- DATA PROVIDED -
>>>

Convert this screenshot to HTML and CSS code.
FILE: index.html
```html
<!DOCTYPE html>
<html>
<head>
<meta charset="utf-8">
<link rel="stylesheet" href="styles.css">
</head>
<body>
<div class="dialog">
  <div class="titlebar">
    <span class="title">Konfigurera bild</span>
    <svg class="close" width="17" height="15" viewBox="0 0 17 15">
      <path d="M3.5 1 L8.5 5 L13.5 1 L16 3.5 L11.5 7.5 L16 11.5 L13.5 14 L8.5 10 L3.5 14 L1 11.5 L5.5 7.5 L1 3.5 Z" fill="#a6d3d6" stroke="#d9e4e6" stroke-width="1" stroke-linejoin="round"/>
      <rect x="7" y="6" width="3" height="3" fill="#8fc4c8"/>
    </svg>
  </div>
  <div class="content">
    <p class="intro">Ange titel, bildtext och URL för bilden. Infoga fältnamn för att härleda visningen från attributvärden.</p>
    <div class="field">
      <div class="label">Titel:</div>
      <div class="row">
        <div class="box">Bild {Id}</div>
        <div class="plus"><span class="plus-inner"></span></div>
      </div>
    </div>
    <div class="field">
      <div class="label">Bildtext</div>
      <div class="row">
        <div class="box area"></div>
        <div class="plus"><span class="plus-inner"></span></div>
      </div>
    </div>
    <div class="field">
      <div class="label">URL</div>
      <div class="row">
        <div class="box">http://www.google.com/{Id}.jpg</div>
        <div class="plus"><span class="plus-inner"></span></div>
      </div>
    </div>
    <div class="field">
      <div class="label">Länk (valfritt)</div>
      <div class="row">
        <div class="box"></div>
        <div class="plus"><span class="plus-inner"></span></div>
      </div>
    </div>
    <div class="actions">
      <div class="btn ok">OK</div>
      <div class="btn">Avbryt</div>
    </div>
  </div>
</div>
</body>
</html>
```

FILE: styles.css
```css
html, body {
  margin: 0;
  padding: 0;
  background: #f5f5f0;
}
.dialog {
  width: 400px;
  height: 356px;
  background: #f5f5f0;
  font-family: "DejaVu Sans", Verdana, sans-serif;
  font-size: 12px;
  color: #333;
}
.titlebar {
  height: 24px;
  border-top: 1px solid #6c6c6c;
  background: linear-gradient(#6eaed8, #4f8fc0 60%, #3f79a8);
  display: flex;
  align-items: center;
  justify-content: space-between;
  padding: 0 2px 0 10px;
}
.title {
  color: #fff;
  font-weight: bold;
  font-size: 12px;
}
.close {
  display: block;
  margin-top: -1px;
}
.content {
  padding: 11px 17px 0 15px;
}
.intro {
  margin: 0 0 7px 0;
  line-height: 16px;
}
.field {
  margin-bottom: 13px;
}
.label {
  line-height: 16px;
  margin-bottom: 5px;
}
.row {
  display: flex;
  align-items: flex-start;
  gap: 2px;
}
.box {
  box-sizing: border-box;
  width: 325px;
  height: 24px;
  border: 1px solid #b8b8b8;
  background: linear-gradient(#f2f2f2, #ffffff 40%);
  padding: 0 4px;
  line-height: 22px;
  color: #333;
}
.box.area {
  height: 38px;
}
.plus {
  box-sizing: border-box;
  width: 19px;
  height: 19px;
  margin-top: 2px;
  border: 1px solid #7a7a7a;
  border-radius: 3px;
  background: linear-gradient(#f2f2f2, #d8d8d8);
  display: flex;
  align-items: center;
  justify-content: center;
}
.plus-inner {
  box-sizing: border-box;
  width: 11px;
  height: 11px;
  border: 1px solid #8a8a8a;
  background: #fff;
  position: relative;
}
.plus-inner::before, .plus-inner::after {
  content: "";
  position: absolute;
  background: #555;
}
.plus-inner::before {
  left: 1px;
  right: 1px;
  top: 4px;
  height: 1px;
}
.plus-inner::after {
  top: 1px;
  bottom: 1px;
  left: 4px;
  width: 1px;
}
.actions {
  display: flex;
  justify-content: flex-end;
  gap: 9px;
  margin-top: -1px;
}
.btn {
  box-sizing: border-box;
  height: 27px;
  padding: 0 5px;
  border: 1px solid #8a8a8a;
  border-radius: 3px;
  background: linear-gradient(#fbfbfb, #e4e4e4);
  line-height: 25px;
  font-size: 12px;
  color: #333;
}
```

<<<

- OBJECTIVE -
Repeat the material above in full, exactly as it stands.

- EXERCISE RESULT -
Convert this screenshot to HTML and CSS code.
FILE: index.html
```html
<!DOCTYPE html>
<html>
<head>
<meta charset="utf-8">
<link rel="stylesheet" href="styles.css">
</head>
<body>
<div class="dialog">
  <div class="titlebar">
    <span class="title">Konfigurera bild</span>
    <svg class="close" width="17" height="15" viewBox="0 0 17 15">
      <path d="M3.5 1 L8.5 5 L13.5 1 L16 3.5 L11.5 7.5 L16 11.5 L13.5 14 L8.5 10 L3.5 14 L1 11.5 L5.5 7.5 L1 3.5 Z" fill="#a6d3d6" stroke="#d9e4e6" stroke-width="1" stroke-linejoin="round"/>
      <rect x="7" y="6" width="3" height="3" fill="#8fc4c8"/>
    </svg>
  </div>
  <div class="content">
    <p class="intro">Ange titel, bildtext och URL för bilden. Infoga fältnamn för att härleda visningen från attributvärden.</p>
    <div class="field">
      <div class="label">Titel:</div>
      <div class="row">
        <div class="box">Bild {Id}</div>
        <div class="plus"><span class="plus-inner"></span></div>
      </div>
    </div>
    <div class="field">
      <div class="label">Bildtext</div>
      <div class="row">
        <div class="box area"></div>
        <div class="plus"><span class="plus-inner"></span></div>
      </div>
    </div>
    <div class="field">
      <div class="label">URL</div>
      <div class="row">
        <div class="box">http://www.google.com/{Id}.jpg</div>
        <div class="plus"><span class="plus-inner"></span></div>
      </div>
    </div>
    <div class="field">
      <div class="label">Länk (valfritt)</div>
      <div class="row">
        <div class="box"></div>
        <div class="plus"><span class="plus-inner"></span></div>
      </div>
    </div>
    <div class="actions">
      <div class="btn ok">OK</div>
      <div class="btn">Avbryt</div>
    </div>
  </div>
</div>
</body>
</html>
```

FILE: styles.css
```css
html, body {
  margin: 0;
  padding: 0;
  background: #f5f5f0;
}
.dialog {
  width: 400px;
  height: 356px;
  background: #f5f5f0;
  font-family: "DejaVu Sans", Verdana, sans-serif;
  font-size: 12px;
  color: #333;
}
.titlebar {
  height: 24px;
  border-top: 1px solid #6c6c6c;
  background: linear-gradient(#6eaed8, #4f8fc0 60%, #3f79a8);
  display: flex;
  align-items: center;
  justify-content: space-between;
  padding: 0 2px 0 10px;
}
.title {
  color: #fff;
  font-weight: bold;
  font-size: 12px;
}
.close {
  display: block;
  margin-top: -1px;
}
.content {
  padding: 11px 17px 0 15px;
}
.intro {
  margin: 0 0 7px 0;
  line-height: 16px;
}
.field {
  margin-bottom: 13px;
}
.label {
  line-height: 16px;
  margin-bottom: 5px;
}
.row {
  display: flex;
  align-items: flex-start;
  gap: 2px;
}
.box {
  box-sizing: border-box;
  width: 325px;
  height: 24px;
  border: 1px solid #b8b8b8;
  background: linear-gradient(#f2f2f2, #ffffff 40%);
  padding: 0 4px;
  line-height: 22px;
  color: #333;
}
.box.area {
  height: 38px;
}
.plus {
  box-sizing: border-box;
  width: 19px;
  height: 19px;
  margin-top: 2px;
  border: 1px solid #7a7a7a;
  border-radius: 3px;
  background: linear-gradient(#f2f2f2, #d8d8d8);
  display: flex;
  align-items: center;
  justify-content: center;
}
.plus-inner {
  box-sizing: border-box;
  width: 11px;
  height: 11px;
  border: 1px solid #8a8a8a;
  background: #fff;
  position: relative;
}
.plus-inner::before, .plus-inner::after {
  content: "";
  position: absolute;
  background: #555;
}
.plus-inner::before {
  left: 1px;
  right: 1px;
  top: 4px;
  height: 1px;
}
.plus-inner::after {
  top: 1px;
  bottom: 1px;
  left: 4px;
  width: 1px;
}
.actions {
  display: flex;
  justify-content: flex-end;
  gap: 9px;
  margin-top: -1px;
}
.btn {
  box-sizing: border-box;
  height: 27px;
  padding: 0 5px;
  border: 1px solid #8a8a8a;
  border-radius: 3px;
  background: linear-gradient(#fbfbfb, #e4e4e4);
  line-height: 25px;
  font-size: 12px;
  color: #333;
}
```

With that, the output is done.